## REQUEST
Repeat the records below exactly, leaving out every picture.

+ + + + +

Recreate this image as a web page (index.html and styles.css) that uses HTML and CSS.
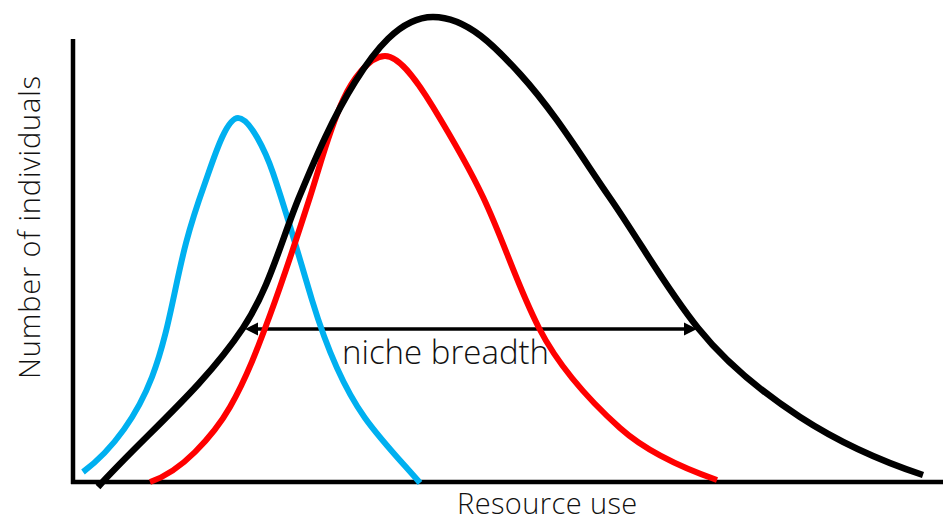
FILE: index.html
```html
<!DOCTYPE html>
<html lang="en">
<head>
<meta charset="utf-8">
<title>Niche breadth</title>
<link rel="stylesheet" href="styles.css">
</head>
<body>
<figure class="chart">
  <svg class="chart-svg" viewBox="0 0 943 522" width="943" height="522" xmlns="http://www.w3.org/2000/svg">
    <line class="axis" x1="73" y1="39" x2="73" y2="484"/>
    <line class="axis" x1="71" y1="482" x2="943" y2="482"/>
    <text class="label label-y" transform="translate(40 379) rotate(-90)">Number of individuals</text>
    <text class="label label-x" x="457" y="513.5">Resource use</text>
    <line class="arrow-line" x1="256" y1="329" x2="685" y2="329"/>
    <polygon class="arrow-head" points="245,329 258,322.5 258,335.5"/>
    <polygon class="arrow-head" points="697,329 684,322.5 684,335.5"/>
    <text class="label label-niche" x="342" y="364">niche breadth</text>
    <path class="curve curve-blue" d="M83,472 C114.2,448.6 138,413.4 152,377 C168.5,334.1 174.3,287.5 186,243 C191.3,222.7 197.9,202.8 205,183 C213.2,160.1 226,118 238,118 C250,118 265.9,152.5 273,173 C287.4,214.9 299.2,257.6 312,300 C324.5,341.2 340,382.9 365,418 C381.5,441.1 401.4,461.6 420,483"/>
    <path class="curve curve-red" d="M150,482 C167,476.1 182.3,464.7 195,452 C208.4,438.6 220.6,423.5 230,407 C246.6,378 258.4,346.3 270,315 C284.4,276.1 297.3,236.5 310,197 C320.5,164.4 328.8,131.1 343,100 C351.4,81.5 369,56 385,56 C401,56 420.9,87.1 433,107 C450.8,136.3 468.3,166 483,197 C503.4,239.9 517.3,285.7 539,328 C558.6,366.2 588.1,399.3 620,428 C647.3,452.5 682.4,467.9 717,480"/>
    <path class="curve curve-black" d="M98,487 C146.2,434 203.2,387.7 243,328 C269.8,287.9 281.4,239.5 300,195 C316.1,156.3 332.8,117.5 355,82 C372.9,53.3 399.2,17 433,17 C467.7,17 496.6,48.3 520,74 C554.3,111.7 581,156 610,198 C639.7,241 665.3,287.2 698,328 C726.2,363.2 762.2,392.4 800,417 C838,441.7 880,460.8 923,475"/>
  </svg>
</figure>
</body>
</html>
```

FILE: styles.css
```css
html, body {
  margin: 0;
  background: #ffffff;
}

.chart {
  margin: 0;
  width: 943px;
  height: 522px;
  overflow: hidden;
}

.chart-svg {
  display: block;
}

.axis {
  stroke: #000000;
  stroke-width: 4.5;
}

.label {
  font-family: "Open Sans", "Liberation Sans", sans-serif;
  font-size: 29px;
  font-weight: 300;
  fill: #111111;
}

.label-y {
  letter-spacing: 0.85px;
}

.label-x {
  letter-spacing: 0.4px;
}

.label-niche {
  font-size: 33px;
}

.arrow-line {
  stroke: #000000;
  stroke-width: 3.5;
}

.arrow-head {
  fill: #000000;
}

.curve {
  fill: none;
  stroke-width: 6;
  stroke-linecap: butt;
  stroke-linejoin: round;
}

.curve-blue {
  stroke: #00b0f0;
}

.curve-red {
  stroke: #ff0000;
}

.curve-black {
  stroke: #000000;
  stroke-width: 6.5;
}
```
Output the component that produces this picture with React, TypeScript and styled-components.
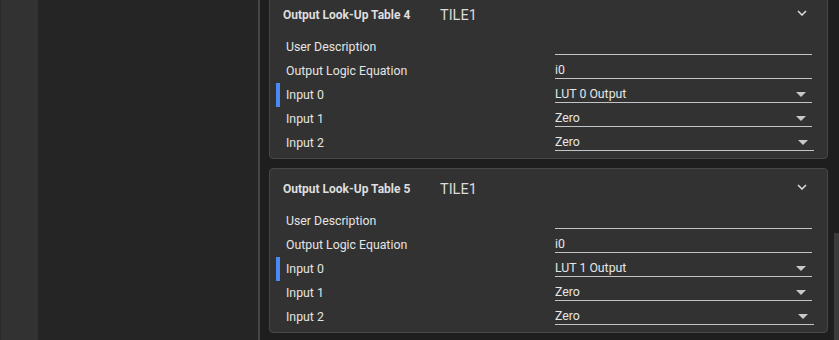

+ + + + +

## SOLUTION TO THE EXERCISE
Recreate this image as a web page (index.html and styles.css) that uses HTML and CSS.
FILE: index.html
```html
<!DOCTYPE html>
<html lang="en">
<head>
<meta charset="utf-8">
<title>Niche breadth</title>
<link rel="stylesheet" href="styles.css">
</head>
<body>
<figure class="chart">
  <svg class="chart-svg" viewBox="0 0 943 522" width="943" height="522" xmlns="http://www.w3.org/2000/svg">
    <line class="axis" x1="73" y1="39" x2="73" y2="484"/>
    <line class="axis" x1="71" y1="482" x2="943" y2="482"/>
    <text class="label label-y" transform="translate(40 379) rotate(-90)">Number of individuals</text>
    <text class="label label-x" x="457" y="513.5">Resource use</text>
    <line class="arrow-line" x1="256" y1="329" x2="685" y2="329"/>
    <polygon class="arrow-head" points="245,329 258,322.5 258,335.5"/>
    <polygon class="arrow-head" points="697,329 684,322.5 684,335.5"/>
    <text class="label label-niche" x="342" y="364">niche breadth</text>
    <path class="curve curve-blue" d="M83,472 C114.2,448.6 138,413.4 152,377 C168.5,334.1 174.3,287.5 186,243 C191.3,222.7 197.9,202.8 205,183 C213.2,160.1 226,118 238,118 C250,118 265.9,152.5 273,173 C287.4,214.9 299.2,257.6 312,300 C324.5,341.2 340,382.9 365,418 C381.5,441.1 401.4,461.6 420,483"/>
    <path class="curve curve-red" d="M150,482 C167,476.1 182.3,464.7 195,452 C208.4,438.6 220.6,423.5 230,407 C246.6,378 258.4,346.3 270,315 C284.4,276.1 297.3,236.5 310,197 C320.5,164.4 328.8,131.1 343,100 C351.4,81.5 369,56 385,56 C401,56 420.9,87.1 433,107 C450.8,136.3 468.3,166 483,197 C503.4,239.9 517.3,285.7 539,328 C558.6,366.2 588.1,399.3 620,428 C647.3,452.5 682.4,467.9 717,480"/>
    <path class="curve curve-black" d="M98,487 C146.2,434 203.2,387.7 243,328 C269.8,287.9 281.4,239.5 300,195 C316.1,156.3 332.8,117.5 355,82 C372.9,53.3 399.2,17 433,17 C467.7,17 496.6,48.3 520,74 C554.3,111.7 581,156 610,198 C639.7,241 665.3,287.2 698,328 C726.2,363.2 762.2,392.4 800,417 C838,441.7 880,460.8 923,475"/>
  </svg>
</figure>
</body>
</html>
```

FILE: styles.css
```css
html, body {
  margin: 0;
  background: #ffffff;
}

.chart {
  margin: 0;
  width: 943px;
  height: 522px;
  overflow: hidden;
}

.chart-svg {
  display: block;
}

.axis {
  stroke: #000000;
  stroke-width: 4.5;
}

.label {
  font-family: "Open Sans", "Liberation Sans", sans-serif;
  font-size: 29px;
  font-weight: 300;
  fill: #111111;
}

.label-y {
  letter-spacing: 0.85px;
}

.label-x {
  letter-spacing: 0.4px;
}

.label-niche {
  font-size: 33px;
}

.arrow-line {
  stroke: #000000;
  stroke-width: 3.5;
}

.arrow-head {
  fill: #000000;
}

.curve {
  fill: none;
  stroke-width: 6;
  stroke-linecap: butt;
  stroke-linejoin: round;
}

.curve-blue {
  stroke: #00b0f0;
}

.curve-red {
  stroke: #ff0000;
}

.curve-black {
  stroke: #000000;
  stroke-width: 6.5;
}
```
Output the component that produces this picture with React, TypeScript and styled-components.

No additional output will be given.